The story below refers to Donna's ladybug pictures.

How does a photographer get this shot? This artist laid on her belly in the grass, while her husband mowed around her. She laid among the ladybugs - a population of about 80 for an hour, watching them, predicting their moves, working on manual, and flash clicking, hoping what she saw in the camera would be what she actually got. Yes, she was covered in ladybugs. So was her camera. White she was shooting, there were two ladybugs sitting on top of her camera. So, she went native with the ladybugs, hoping her breath was not disrupting their performance.

When the photographer got up, she was fully damp from the lawn moisture. She played with the little bugs a bit more, till she turned her attention back to flowers. This ladybug looks like he is hanging on above a great fall back into the lawn. What the ladybug does in this predicament is:

1) fall and hang on, so he walks upside down. Those little feet hang on at all cost.
2) He walks across to the next grass tip, and walks across the tips of the grass.
3) He opens his wings and flies down to the base of the grass again to begin his ascent.

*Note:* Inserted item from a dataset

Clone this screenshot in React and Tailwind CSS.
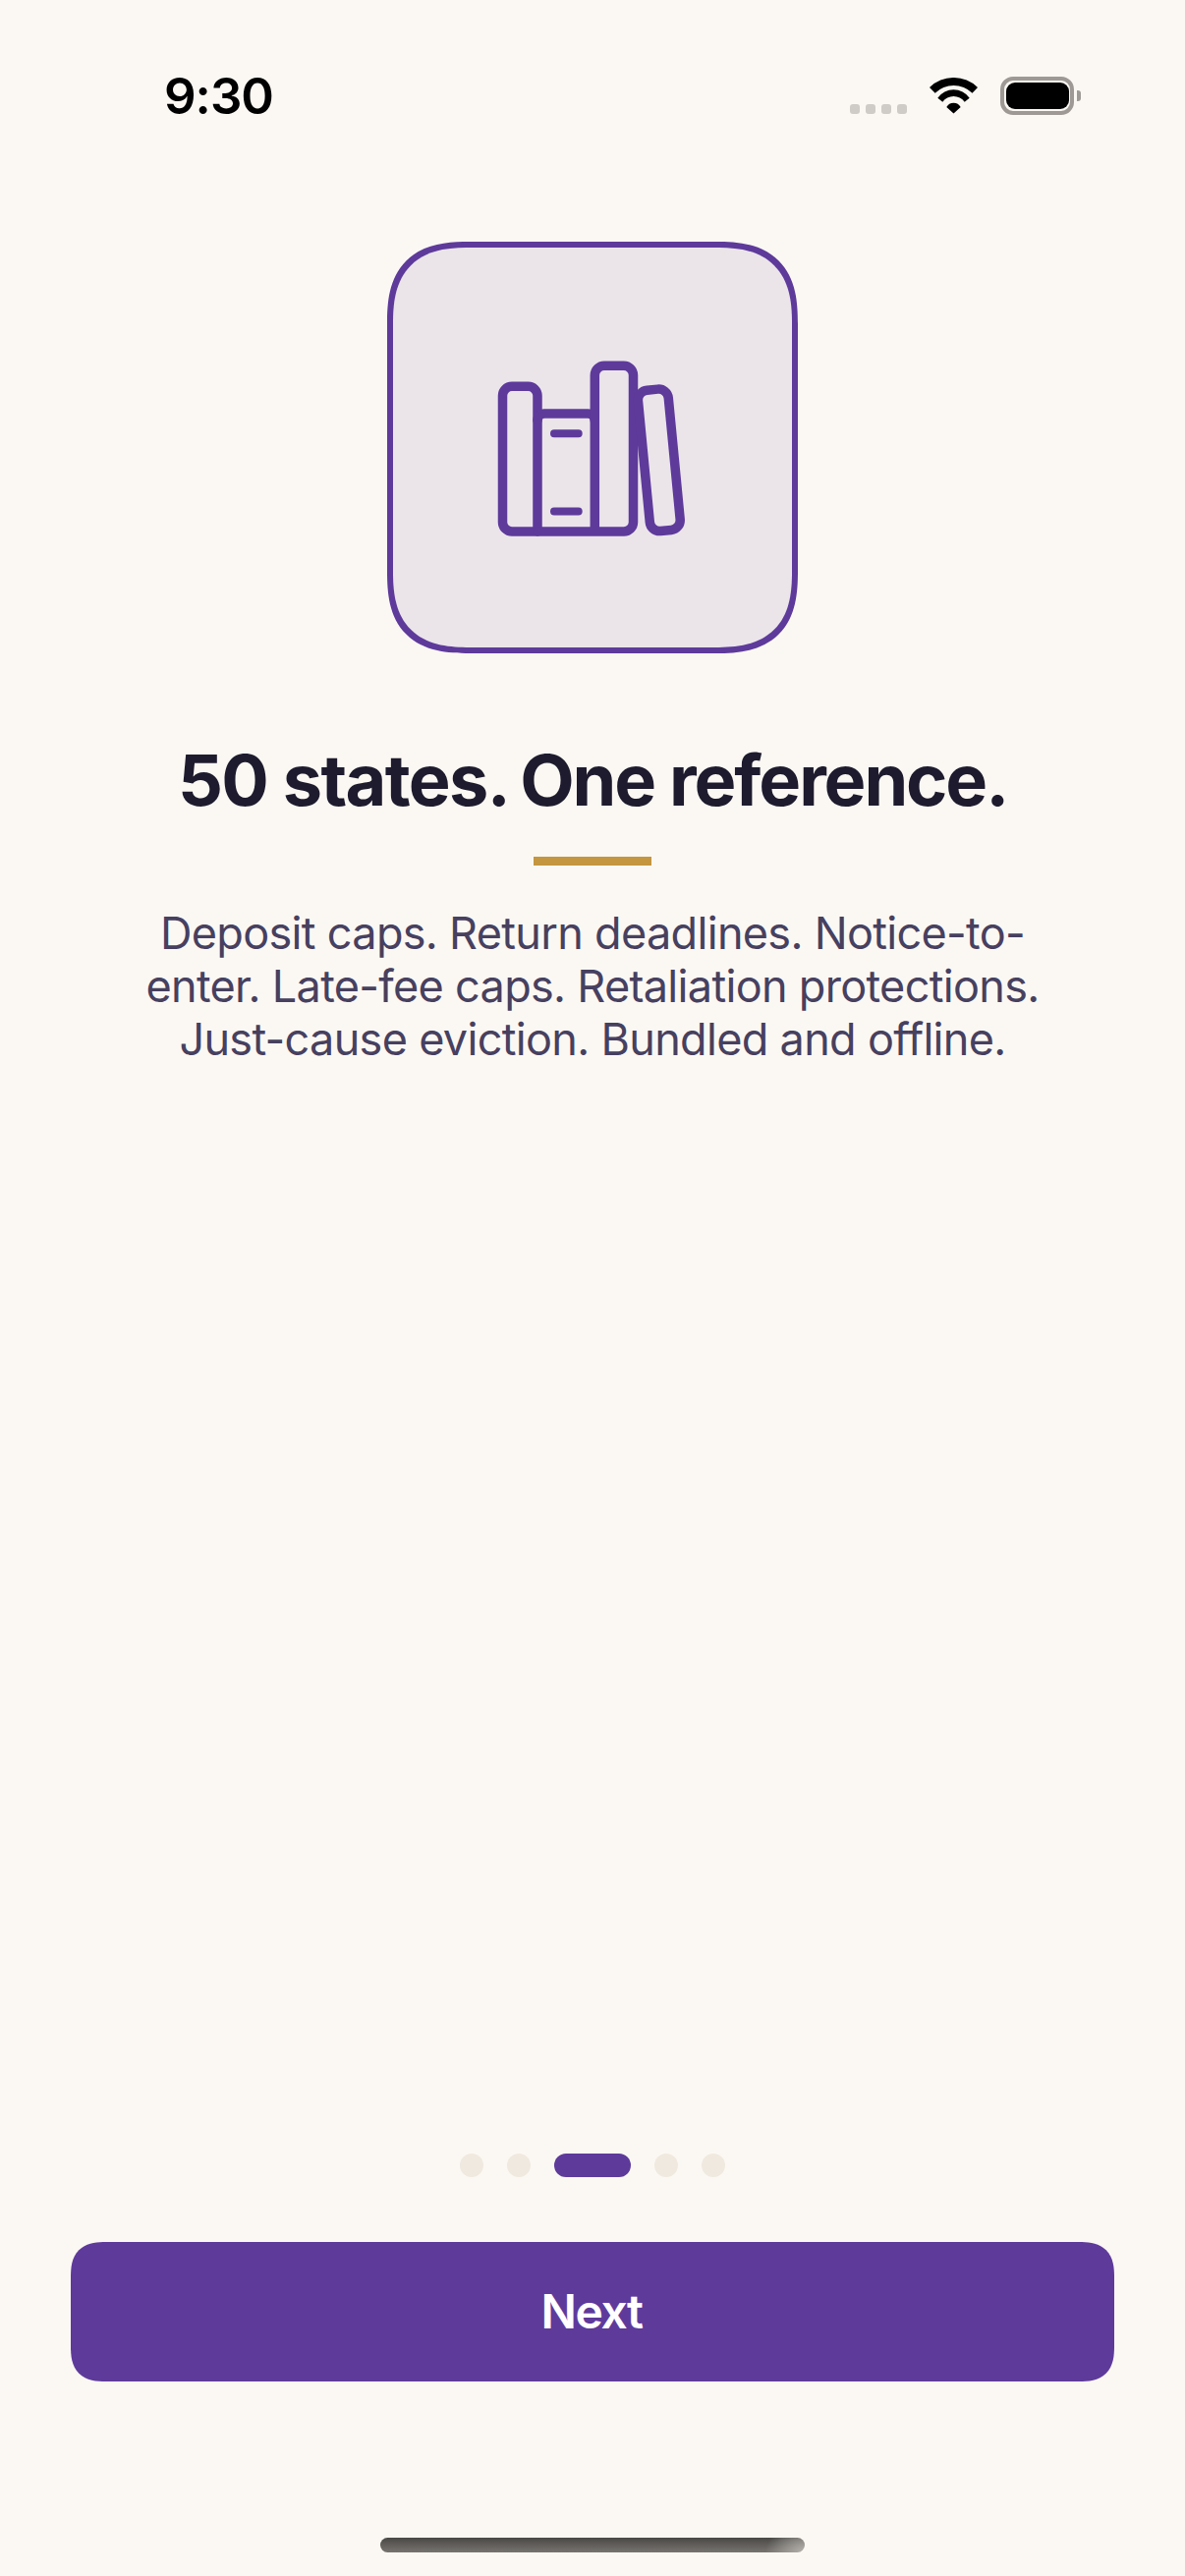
const font = { fontFamily: "Inter, 'Noto Sans', sans-serif" };

function BooksIcon() {
  return (
    <svg viewBox="0 0 240 180" className="h-[180px] w-[240px]" fill="none" stroke="#5e3a9b" strokeWidth="9.5" strokeLinejoin="round" strokeLinecap="round">
      <path d="M64 175H38a9.5 9.5 0 0 1-9.5-9.5V36.8a9.5 9.5 0 0 1 9.5-9.5h16.5a9.5 9.5 0 0 1 9.5 9.5V175" />
      <path d="M64 62a7 7 0 0 1 7-7h44.300a7 7 0 0 1 7 7" />
      <path d="M122.300 175V16a9.700 9.700 0 0 1 9.700-9.700h19.800a9.700 9.700 0 0 1 9.700 9.700V165.500a9.500 9.500 0 0 1-9.500 9.500H64" />
      <rect x="172.300" y="30.300" width="31" height="144" rx="10" transform="rotate(-5.500 187.800 102.300)" />
      <path d="M81 75.200h24.700M81 154.500h24.700" strokeWidth="8" />
    </svg>
  );
}

function StatusBar() {
  return (
    <div className="flex h-[246px] items-start">
      <span className="ml-[167px] mt-[67px] text-[51px] leading-[62px] font-semibold tracking-[-1px] text-black">9:30</span>
      <div className="ml-auto mr-[106px] mt-[78px] flex items-start">
        <div className="mt-[28px] flex gap-[6px]">
          {[0, 1, 2, 3].map((i) => (
            <span key={i} className="h-[10px] w-[10px] rounded-[3px] bg-[#cfcbc6]" />
          ))}
        </div>
        <svg viewBox="0 0 49 37" className="ml-[23px] mt-[1px] h-[37px] w-[49px]" fill="#000">
          <path d="M0 10A35 35 0 0 1 49 10L43.5 15.7A27 27 0 0 0 5.7 15.7Z" />
          <path d="M8.3 20.7A19.8 19.8 0 0 1 40.7 20.7L35.7 24.7A13.8 13.8 0 0 0 13.3 24.7Z" />
          <path d="M17.3 30A8.2 8.2 0 0 1 31.7 30L24.5 36.5Z" />
        </svg>
        <div className="ml-[23px] flex h-[39px] w-[75px] items-center justify-center rounded-[13px] border-[4px] border-[#9e9994]">
          <span className="h-[27px] w-[64px] rounded-[9px] bg-black" />
        </div>
        <span className="ml-[3px] mt-[14px] h-[11px] w-[4px] rounded-r-[3px] bg-[#9e9994]" />
      </div>
    </div>
  );
}

export default function App() {
  return (
    <div className="flex h-[2622px] w-[1206px] flex-col items-stretch bg-[#fbf8f3]" style={font}>
      <StatusBar />
      <main className="flex flex-1 flex-col items-center">
        <div className="flex h-[419px] w-[418px] items-center justify-center rounded-[84px] border-[6px] border-[#5e3a9b] bg-[#ebe5ea] [corner-shape:superellipse(1.4)]">
          <BooksIcon />
        </div>
        <h1 className="mt-[86px] text-[72px] leading-[86px] font-bold tracking-[-2.1px] text-[#1e1b2e]">
          <span className="tracking-[-1.6px]">50 states.</span> <span className="ml-[-4px]">One reference.</span>
        </h1>
        <div className="mt-[35px] h-[9px] w-[120px] bg-[#c4963f]" />
        <p className="mt-[42px] w-[930px] text-center text-[45px] leading-[54px] tracking-[-0.68px] text-[#47405f]">
          Deposit caps. Return deadlines. Notice-to-enter. Late-fee caps. Retaliation protections. Just-cause eviction. Bundled and offline.
        </p>
        <div className="mt-auto flex items-center gap-[24px]">
          <span className="h-[24px] w-[24px] rounded-full bg-[#f0e9df]" />
          <span className="h-[24px] w-[24px] rounded-full bg-[#f0e9df]" />
          <span className="h-[24px] w-[78px] rounded-full bg-[#5e3a9b]" />
          <span className="h-[24px] w-[24px] rounded-full bg-[#f0e9df]" />
          <span className="h-[24px] w-[24px] rounded-full bg-[#f0e9df]" />
        </div>
        <button className="mt-[66px] h-[142px] w-[1062px] rounded-[36px] bg-[#5e3a9b] pr-[2px] text-[48px] font-semibold tracking-[-1.5px] text-white [corner-shape:superellipse(1.4)]">Next</button>
        <div className="mb-[24px] mt-[159px] h-[15px] w-[432px] rounded-full bg-[radial-gradient(ellipse_40px_30px_at_100%_100%,#b5b2ad,transparent),linear-gradient(180deg,#4a4845,#777470)]" />
      </main>
    </div>
  );
}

I can only think he is eating. There's grass pollen. As he climbs the grass blade, they must be doing something. The ladybugs are covered in little bits of dust, which I think is not dust, but pollen. For this reason, they harvest the grass. Ladybugs love to live where there is leaf cover in the grass. The more foliage left on the grass the better. It gives them cover as they overwinter. Then, in the spring, they all come back out where they hibernated, and off they go. This population was very healthy and happy.